*Stored entries*.
####

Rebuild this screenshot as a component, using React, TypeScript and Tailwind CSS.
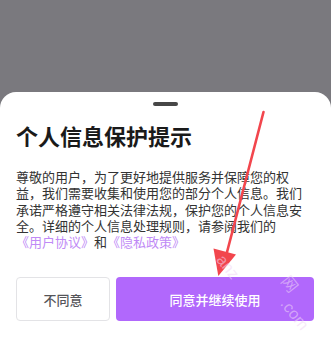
import React from "react";

export default function App() {
  return (
    <div
      className="relative w-[331px] h-[349px] overflow-hidden bg-[#7a797e] flex flex-col"
      style={{ fontFamily: '"Noto Sans CJK SC", "Noto Sans", sans-serif' }}
    >
      <div className="h-[92px] shrink-0" />
      <div className="flex-1 bg-white rounded-t-[16px] flex flex-col">
        <div className="mt-[10px] mx-auto w-[25px] h-[4px] rounded-full bg-[#474747]" />
        <h1 className="mt-[16px] px-[16px] text-[22px] leading-[26px] font-bold text-[#1a1a1a]">
          个人信息保护提示
        </h1>
        <div className="mt-[21px] pl-[16px] pr-[24px] text-[13px] leading-[16.3px] text-[#333333]">
          <p>
            尊敬的用户，为了更好地提供服务并保障您的权益，我们需要收集和使用您的部分个人信息。我们承诺严格遵守相关法律法规，保护您的个人信息安全。详细的个人信息处理规则，请参阅我们的
          </p>
          <div className="flex h-[16.3px] items-center">
            <span className="text-[#c08af6] leading-[16.3px]">《用户协议》</span>
            <span className="leading-[16.3px]">和</span>
            <span className="text-[#c08af6] leading-[16.3px]">《隐私政策》</span>
          </div>
        </div>
        <div className="mt-[27px] pl-[16px] pr-[17px] flex gap-[6px]">
          <button className="w-[94px] h-[44px] rounded-[4px] border border-[#e3e3e6] bg-white text-[13px] font-medium text-[#555559]">
            不同意
          </button>
          <button className="flex-1 h-[44px] rounded-[4px] bg-[#b168fc] text-[13px] font-medium text-white">
            同意并继续使用
          </button>
        </div>
      </div>

      <svg className="absolute inset-0 pointer-events-none" width="331" height="349" viewBox="0 0 331 349">
        <line x1="263.5" y1="112" x2="226" y2="256" stroke="#f2464d" strokeWidth="2.6" strokeLinecap="round" />
        <polygon points="218.3,276 213.5,248.5 236,254.5" fill="#f2464d" />
      </svg>

      <div className="absolute left-[226px] top-[252px] pointer-events-none text-[16px] leading-none text-[rgba(240,215,245,0.55)] rotate-[52deg] origin-top-left" style={{ fontFamily: '"Liberation Sans", sans-serif' }}>
        anz
      </div>
      <div className="absolute left-[292px] top-[272px] pointer-events-none text-[16px] leading-none text-[rgba(240,215,245,0.55)] rotate-[52deg] origin-top-left">
        网
      </div>
      <div className="absolute left-[290px] top-[296px] pointer-events-none text-[16px] leading-none text-[rgba(240,215,245,0.55)] rotate-[52deg] origin-top-left" style={{ fontFamily: '"Liberation Sans", sans-serif' }}>
        .com
      </div>
    </div>
  );
}
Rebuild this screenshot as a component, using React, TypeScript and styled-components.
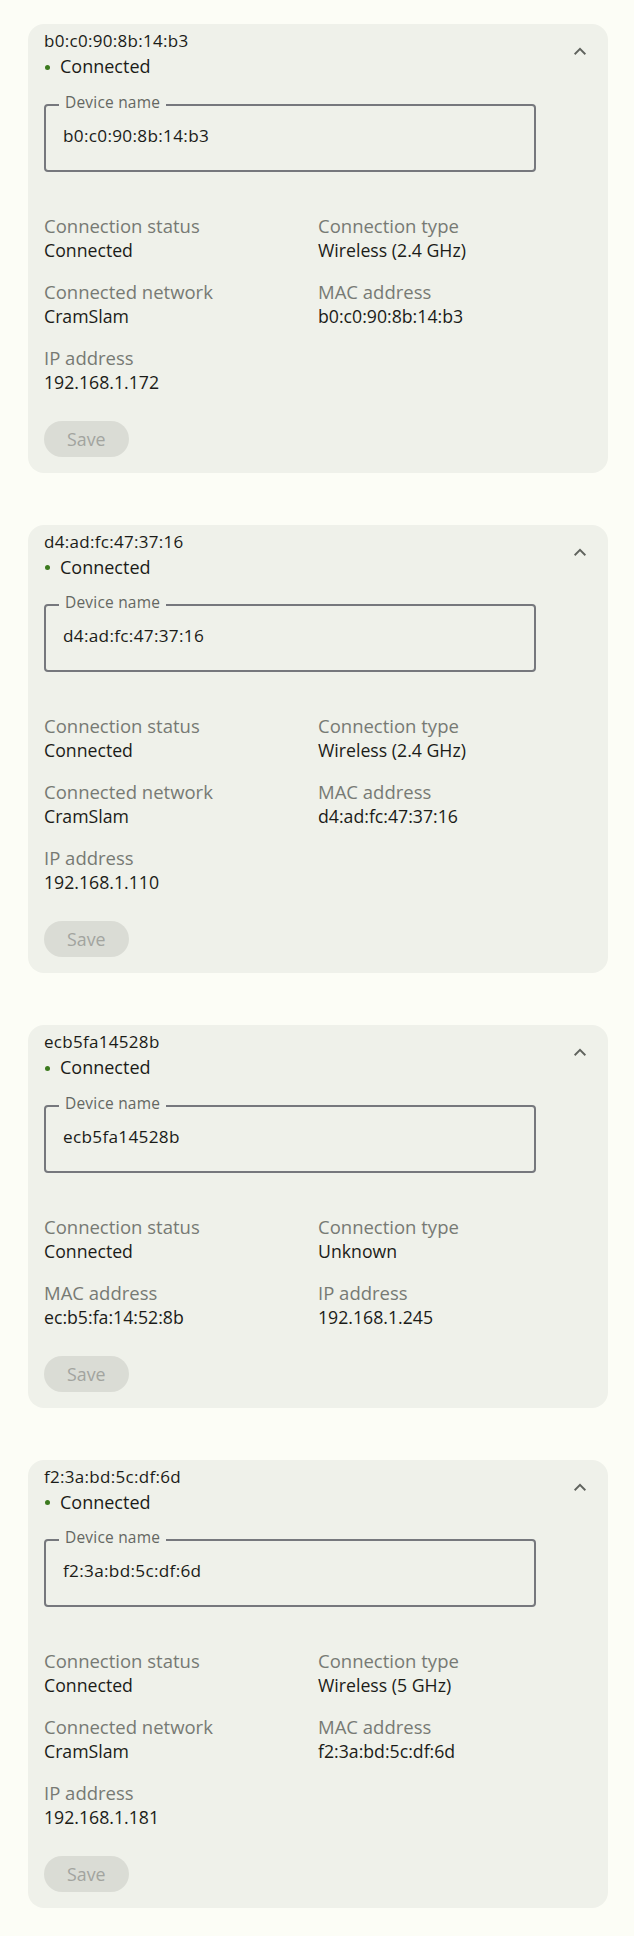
import React from "react";
import styled, { createGlobalStyle } from "styled-components";

const GlobalStyle = createGlobalStyle`
  html, body {
    margin: 0;
    padding: 0;
    background: #fcfdf6;
  }
  body {
    font-family: "Open Sans", "Noto Sans", sans-serif;
    color: #1b1c18;
  }
`;

const Page = styled.main`
  display: flex;
  flex-direction: column;
  gap: 52px;
  padding: 24px 26px 27px 28px;
`;

const Card = styled.section`
  background: #eff1ea;
  border-radius: 16px;
  padding: 5px 16px 16px 16px;
  display: flex;
  flex-direction: column;
`;

const Header = styled.div`
  display: flex;
  align-items: flex-start;
  justify-content: space-between;
  margin-right: -8px;
`;

const HeaderText = styled.div`
  display: flex;
  flex-direction: column;
`;

const Title = styled.div`
  font-size: 17px;
  line-height: 24px;
  letter-spacing: 0.3px;
  color: #1b1c18;
`;

const Status = styled.div`
  display: flex;
  align-items: center;
  gap: 10px;
  font-size: 18px;
  line-height: 26px;
  color: #1b1c18;
`;

const Dot = styled.span`
  width: 5px;
  height: 5px;
  border-radius: 50%;
  background: #3c7a1e;
  margin-left: 1px;
  margin-top: 2px;
`;

const ToggleButton = styled.button`
  width: 40px;
  height: 40px;
  margin-top: 2px;
  border: none;
  background: transparent;
  padding: 0;
  display: flex;
  align-items: center;
  justify-content: center;
  color: #60635e;
  cursor: pointer;
`;

const Field = styled.fieldset`
  box-sizing: border-box;
  width: 492px;
  margin: 13.5px 0 0 0;
  padding: 0 13px 22px 13px;
  border: 2px solid #76787d;
  border-radius: 4px;
`;

const Legend = styled.legend`
  padding: 0 6px 6px 6px;
  font-size: 15.5px;
  line-height: 18px;
  letter-spacing: 0.2px;
  color: #646762;
`;

const NameInput = styled.input`
  display: block;
  box-sizing: border-box;
  width: 100%;
  border: none;
  outline: none;
  background: transparent;
  padding: 0 4px;
  margin-top: 7px;
  height: 24px;
  font-family: inherit;
  font-size: 17.2px;
  line-height: 24px;
  letter-spacing: 0.3px;
  color: #1b1c18;
`;

const Details = styled.dl`
  display: grid;
  grid-template-columns: 1fr 1fr;
  row-gap: 18px;
  margin: 42px 0 0 0;
`;

const Item = styled.div`
  display: flex;
  flex-direction: column;
`;

const Label = styled.dt`
  font-size: 18.5px;
  line-height: 24px;
  color: #777a74;
`;

const Value = styled.dd`
  margin: 0;
  font-size: 17.7px;
  line-height: 24px;
  color: #1b1c18;
`;

const SaveButton = styled.button`
  align-self: flex-start;
  margin-top: 27px;
  height: 36px;
  padding: 0 23px;
  border: none;
  border-radius: 18px;
  background: #dadcd5;
  color: #a2a49f;
  font-family: inherit;
  font-size: 17.8px;
`;

type Device = {
  id: string;
  details: [string, string][];
};

const devices: Device[] = [
  {
    id: "b0:c0:90:8b:14:b3",
    details: [
      ["Connection status", "Connected"],
      ["Connection type", "Wireless (2.4 GHz)"],
      ["Connected network", "CramSlam"],
      ["MAC address", "b0:c0:90:8b:14:b3"],
      ["IP address", "192.168.1.172"],
    ],
  },
  {
    id: "d4:ad:fc:47:37:16",
    details: [
      ["Connection status", "Connected"],
      ["Connection type", "Wireless (2.4 GHz)"],
      ["Connected network", "CramSlam"],
      ["MAC address", "d4:ad:fc:47:37:16"],
      ["IP address", "192.168.1.110"],
    ],
  },
  {
    id: "ecb5fa14528b",
    details: [
      ["Connection status", "Connected"],
      ["Connection type", "Unknown"],
      ["MAC address", "ec:b5:fa:14:52:8b"],
      ["IP address", "192.168.1.245"],
    ],
  },
  {
    id: "f2:3a:bd:5c:df:6d",
    details: [
      ["Connection status", "Connected"],
      ["Connection type", "Wireless (5 GHz)"],
      ["Connected network", "CramSlam"],
      ["MAC address", "f2:3a:bd:5c:df:6d"],
      ["IP address", "192.168.1.181"],
    ],
  },
];

const ChevronUp = () => (
  <svg width="24" height="24" viewBox="0 0 24 24" fill="currentColor" aria-hidden="true">
    <path d="M12 8.6l-6 6 1.3 1.3 4.7-4.7 4.7 4.7 1.3-1.3z" />
  </svg>
);

const DeviceCard = ({ device }: { device: Device }) => (
  <Card>
    <Header>
      <HeaderText>
        <Title>{device.id}</Title>
        <Status>
          <Dot />
          Connected
        </Status>
      </HeaderText>
      <ToggleButton aria-label="Collapse">
        <ChevronUp />
      </ToggleButton>
    </Header>
    <Field>
      <Legend>Device name</Legend>
      <NameInput defaultValue={device.id} />
    </Field>
    <Details>
      {device.details.map(([label, value]) => (
        <Item key={label}>
          <Label>{label}</Label>
          <Value>{value}</Value>
        </Item>
      ))}
    </Details>
    <SaveButton disabled>Save</SaveButton>
  </Card>
);

export default function App() {
  return (
    <>
      <GlobalStyle />
      <Page>
        {devices.map((d) => (
          <DeviceCard key={d.id} device={d} />
        ))}
      </Page>
    </>
  );
}
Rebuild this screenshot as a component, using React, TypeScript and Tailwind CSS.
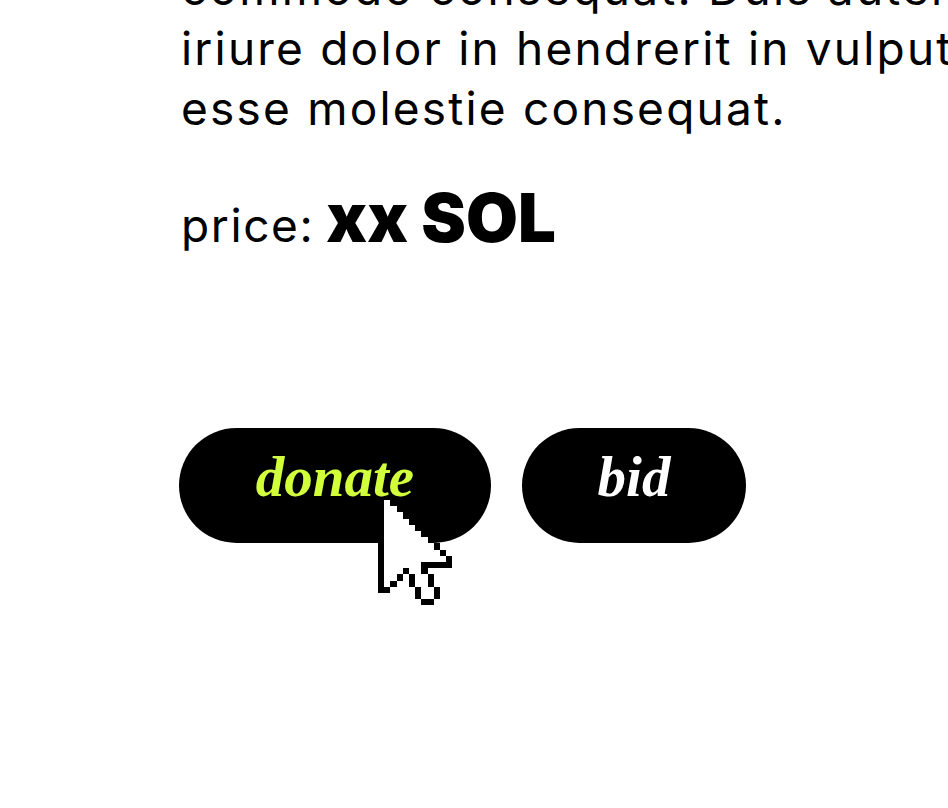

####

*What the task asks*. Say how many lines in this listing hold the string "components", giving the count and nothing more.

*Completed task*. 2